§ STATED GOAL
Look through the data for the string "this". Copy every line where it is found.

§ TASK INPUTS

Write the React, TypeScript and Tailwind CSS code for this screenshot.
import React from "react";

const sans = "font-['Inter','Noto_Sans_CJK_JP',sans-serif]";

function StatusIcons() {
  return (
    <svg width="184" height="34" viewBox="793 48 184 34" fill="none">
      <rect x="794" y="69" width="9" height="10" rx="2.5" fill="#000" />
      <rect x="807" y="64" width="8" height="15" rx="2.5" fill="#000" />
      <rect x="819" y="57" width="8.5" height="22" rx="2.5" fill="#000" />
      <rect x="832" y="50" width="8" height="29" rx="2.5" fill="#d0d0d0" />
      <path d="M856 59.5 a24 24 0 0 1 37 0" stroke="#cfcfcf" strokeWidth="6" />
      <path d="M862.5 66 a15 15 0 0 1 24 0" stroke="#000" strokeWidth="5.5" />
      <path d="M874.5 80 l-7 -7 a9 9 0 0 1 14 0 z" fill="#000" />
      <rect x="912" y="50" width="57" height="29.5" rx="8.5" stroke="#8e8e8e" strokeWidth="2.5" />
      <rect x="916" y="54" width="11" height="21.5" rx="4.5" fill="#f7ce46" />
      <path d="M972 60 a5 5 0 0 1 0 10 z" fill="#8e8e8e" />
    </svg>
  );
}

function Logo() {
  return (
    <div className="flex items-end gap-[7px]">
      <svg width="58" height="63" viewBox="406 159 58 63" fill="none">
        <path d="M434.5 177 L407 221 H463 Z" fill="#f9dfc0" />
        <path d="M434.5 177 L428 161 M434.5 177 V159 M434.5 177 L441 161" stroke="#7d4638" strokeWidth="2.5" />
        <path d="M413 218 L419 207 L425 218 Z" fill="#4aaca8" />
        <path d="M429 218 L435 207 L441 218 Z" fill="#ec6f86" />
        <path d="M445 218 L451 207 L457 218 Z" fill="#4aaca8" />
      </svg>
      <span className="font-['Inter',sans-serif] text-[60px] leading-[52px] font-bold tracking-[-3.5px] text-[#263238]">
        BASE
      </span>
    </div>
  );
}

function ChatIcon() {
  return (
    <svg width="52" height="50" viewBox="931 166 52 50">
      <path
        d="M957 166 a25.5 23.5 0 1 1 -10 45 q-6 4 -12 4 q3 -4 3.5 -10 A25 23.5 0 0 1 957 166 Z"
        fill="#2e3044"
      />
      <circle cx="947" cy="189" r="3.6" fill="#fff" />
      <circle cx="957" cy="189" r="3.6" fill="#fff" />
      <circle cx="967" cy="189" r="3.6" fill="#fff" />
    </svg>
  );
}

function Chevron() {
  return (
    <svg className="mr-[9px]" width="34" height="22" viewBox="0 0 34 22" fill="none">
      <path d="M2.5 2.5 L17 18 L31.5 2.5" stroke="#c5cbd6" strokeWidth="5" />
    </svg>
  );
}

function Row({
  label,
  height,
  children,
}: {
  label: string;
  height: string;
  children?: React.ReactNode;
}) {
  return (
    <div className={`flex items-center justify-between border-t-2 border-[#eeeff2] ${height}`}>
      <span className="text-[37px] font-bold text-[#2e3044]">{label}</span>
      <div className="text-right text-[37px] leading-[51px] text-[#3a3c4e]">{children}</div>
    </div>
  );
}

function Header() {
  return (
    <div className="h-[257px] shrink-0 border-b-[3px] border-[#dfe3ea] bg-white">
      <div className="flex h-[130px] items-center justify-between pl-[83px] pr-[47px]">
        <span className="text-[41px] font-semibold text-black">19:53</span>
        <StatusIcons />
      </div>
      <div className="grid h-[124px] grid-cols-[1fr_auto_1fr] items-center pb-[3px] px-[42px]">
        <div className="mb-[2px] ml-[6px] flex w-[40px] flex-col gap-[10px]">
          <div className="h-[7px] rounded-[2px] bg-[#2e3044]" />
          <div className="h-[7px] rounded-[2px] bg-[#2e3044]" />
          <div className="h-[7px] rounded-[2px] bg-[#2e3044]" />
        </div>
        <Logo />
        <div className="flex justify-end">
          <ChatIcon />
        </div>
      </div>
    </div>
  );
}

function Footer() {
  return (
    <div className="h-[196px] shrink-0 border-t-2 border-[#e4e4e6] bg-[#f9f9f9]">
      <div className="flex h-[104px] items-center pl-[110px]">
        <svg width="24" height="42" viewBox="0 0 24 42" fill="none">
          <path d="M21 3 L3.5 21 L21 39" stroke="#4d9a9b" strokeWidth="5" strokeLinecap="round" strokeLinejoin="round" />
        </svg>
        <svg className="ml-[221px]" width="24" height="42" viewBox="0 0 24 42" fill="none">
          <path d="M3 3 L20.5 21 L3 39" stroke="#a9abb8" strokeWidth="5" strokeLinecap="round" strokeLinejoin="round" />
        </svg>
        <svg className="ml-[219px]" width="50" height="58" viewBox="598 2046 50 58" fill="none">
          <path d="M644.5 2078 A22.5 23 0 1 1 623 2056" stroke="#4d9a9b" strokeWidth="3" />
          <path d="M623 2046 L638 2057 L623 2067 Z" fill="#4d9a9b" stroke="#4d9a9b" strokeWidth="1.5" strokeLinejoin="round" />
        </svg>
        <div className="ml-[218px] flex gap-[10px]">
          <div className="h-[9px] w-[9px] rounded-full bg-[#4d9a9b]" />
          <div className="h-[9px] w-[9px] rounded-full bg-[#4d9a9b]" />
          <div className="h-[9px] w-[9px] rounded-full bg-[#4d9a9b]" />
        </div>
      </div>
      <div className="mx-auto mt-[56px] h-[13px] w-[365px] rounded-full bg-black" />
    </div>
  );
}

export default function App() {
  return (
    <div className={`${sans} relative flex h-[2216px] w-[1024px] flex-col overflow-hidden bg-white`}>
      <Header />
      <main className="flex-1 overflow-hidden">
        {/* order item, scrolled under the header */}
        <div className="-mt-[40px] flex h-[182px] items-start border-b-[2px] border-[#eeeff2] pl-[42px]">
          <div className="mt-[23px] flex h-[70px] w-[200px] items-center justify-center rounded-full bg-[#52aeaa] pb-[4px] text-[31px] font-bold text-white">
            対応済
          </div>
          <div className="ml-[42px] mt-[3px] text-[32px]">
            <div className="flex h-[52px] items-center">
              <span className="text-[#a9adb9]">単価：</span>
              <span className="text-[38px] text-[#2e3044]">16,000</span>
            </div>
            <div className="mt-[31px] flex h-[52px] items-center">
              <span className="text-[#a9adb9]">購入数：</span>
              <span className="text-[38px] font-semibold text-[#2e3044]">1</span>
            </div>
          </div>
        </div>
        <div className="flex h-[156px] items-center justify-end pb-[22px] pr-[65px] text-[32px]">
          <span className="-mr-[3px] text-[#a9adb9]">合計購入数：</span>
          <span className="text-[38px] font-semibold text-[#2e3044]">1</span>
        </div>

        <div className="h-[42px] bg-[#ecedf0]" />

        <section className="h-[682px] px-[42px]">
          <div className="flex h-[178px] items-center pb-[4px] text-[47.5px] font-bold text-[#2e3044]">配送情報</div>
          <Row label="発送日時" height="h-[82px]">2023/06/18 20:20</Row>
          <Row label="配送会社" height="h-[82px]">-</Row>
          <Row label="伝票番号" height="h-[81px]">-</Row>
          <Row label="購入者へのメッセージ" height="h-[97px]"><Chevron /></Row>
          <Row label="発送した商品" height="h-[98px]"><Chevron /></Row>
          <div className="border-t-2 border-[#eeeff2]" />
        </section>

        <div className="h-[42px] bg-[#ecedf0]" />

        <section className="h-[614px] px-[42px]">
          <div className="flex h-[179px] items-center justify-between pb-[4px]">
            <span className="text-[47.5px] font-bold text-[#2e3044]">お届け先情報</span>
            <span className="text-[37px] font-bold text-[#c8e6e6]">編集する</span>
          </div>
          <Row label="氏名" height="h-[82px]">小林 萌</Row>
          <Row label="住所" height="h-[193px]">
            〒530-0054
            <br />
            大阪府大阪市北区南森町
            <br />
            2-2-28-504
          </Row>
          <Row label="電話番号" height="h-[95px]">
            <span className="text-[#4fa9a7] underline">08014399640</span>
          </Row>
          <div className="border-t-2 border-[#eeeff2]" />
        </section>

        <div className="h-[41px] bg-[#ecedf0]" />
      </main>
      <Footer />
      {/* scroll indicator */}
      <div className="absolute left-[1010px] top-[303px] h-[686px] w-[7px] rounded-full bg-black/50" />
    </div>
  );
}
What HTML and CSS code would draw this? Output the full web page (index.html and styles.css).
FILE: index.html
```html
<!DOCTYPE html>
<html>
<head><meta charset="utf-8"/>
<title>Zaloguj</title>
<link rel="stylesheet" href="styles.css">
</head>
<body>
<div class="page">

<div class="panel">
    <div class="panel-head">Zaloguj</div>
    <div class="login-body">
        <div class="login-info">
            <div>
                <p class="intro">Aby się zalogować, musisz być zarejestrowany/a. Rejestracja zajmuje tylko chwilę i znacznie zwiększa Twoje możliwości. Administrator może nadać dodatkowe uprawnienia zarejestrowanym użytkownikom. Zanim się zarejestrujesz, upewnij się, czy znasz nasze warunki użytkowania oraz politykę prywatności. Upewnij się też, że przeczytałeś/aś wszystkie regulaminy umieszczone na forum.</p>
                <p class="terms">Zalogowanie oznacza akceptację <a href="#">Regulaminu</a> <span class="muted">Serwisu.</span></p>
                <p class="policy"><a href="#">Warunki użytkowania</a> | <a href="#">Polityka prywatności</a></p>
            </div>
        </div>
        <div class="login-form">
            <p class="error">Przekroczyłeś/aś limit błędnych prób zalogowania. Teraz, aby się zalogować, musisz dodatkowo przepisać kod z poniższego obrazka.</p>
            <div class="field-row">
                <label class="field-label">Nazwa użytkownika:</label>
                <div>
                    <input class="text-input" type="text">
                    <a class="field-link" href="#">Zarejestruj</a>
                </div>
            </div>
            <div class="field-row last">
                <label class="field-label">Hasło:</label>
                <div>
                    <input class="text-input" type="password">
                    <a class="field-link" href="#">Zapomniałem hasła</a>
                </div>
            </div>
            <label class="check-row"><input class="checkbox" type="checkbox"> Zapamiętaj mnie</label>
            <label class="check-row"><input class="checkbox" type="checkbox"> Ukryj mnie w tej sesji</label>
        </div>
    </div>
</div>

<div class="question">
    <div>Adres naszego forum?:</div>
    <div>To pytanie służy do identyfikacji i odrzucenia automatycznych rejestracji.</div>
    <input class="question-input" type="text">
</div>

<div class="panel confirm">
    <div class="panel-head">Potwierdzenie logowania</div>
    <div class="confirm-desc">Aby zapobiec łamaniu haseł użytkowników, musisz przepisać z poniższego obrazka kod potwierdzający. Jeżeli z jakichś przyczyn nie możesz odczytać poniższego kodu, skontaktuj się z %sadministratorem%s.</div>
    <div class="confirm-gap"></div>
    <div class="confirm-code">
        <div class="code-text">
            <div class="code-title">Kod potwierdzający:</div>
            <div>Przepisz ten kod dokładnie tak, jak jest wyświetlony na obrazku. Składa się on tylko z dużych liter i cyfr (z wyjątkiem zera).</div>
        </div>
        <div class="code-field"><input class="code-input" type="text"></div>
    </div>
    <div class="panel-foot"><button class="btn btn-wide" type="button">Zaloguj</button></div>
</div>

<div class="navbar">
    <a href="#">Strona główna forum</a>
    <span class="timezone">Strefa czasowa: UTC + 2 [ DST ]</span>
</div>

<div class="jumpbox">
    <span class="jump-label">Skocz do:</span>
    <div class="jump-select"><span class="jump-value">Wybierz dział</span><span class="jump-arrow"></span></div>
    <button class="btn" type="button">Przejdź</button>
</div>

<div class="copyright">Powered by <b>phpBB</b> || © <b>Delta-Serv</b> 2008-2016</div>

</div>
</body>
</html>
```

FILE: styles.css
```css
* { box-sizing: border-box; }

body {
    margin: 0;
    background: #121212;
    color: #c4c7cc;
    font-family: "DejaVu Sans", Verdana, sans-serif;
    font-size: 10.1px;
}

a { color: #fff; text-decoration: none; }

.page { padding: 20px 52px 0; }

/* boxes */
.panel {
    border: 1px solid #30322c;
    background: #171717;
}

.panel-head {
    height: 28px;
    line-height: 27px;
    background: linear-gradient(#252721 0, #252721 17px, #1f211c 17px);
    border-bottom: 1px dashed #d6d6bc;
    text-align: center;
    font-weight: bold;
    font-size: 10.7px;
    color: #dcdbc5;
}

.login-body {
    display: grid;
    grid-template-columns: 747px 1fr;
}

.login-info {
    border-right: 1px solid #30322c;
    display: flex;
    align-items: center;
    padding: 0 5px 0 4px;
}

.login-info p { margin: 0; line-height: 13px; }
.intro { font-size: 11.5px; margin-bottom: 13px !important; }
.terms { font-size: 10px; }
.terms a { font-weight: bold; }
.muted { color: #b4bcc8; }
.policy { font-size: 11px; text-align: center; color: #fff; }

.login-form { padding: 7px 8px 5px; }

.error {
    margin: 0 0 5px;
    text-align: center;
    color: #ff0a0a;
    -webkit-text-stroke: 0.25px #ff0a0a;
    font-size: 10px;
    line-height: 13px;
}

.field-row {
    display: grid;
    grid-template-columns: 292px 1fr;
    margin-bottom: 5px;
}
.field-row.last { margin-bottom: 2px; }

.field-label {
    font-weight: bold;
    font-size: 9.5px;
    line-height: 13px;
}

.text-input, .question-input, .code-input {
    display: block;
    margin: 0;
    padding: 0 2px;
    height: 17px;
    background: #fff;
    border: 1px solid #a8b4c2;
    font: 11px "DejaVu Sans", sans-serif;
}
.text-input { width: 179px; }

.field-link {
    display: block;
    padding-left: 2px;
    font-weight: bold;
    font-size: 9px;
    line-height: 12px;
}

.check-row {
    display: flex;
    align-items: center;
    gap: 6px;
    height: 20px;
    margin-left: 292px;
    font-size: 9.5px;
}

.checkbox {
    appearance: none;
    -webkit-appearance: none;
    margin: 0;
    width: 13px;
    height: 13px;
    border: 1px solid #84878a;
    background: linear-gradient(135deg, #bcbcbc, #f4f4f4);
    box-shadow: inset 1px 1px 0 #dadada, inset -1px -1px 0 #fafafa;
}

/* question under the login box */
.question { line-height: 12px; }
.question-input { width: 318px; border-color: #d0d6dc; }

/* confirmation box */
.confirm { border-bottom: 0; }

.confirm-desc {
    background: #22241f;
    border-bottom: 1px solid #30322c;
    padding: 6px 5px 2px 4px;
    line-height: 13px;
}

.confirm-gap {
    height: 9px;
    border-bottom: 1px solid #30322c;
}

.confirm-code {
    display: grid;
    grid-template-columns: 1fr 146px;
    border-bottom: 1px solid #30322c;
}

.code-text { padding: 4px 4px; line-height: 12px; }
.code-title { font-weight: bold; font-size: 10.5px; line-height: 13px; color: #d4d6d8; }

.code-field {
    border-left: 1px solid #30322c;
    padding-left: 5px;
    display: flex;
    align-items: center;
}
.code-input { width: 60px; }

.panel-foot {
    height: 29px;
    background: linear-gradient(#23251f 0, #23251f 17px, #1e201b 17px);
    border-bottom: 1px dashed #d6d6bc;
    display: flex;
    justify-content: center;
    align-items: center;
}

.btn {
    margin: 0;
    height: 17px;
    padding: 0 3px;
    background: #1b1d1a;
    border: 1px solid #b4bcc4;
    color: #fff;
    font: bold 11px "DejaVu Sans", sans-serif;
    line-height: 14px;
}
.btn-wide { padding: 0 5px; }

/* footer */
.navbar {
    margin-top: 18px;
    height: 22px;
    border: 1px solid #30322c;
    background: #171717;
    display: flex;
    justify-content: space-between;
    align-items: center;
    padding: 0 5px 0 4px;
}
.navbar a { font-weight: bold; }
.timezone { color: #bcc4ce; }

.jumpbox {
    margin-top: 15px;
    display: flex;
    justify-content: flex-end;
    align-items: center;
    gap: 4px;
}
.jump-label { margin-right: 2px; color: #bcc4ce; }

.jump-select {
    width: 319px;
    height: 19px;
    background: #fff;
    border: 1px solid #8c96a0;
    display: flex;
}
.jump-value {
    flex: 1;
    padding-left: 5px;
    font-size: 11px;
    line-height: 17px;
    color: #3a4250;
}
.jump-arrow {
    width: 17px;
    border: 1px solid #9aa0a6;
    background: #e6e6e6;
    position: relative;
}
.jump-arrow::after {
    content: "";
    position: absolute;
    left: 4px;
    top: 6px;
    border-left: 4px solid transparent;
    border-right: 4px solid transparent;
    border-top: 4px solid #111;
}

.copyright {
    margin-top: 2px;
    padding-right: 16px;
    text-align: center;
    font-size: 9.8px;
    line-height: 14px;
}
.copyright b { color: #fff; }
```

§ ANSWER TO THE TASK
Write the React, TypeScript and Tailwind CSS code for this screenshot.
What HTML and CSS code would draw this? Output the full web page (index.html and styles.css).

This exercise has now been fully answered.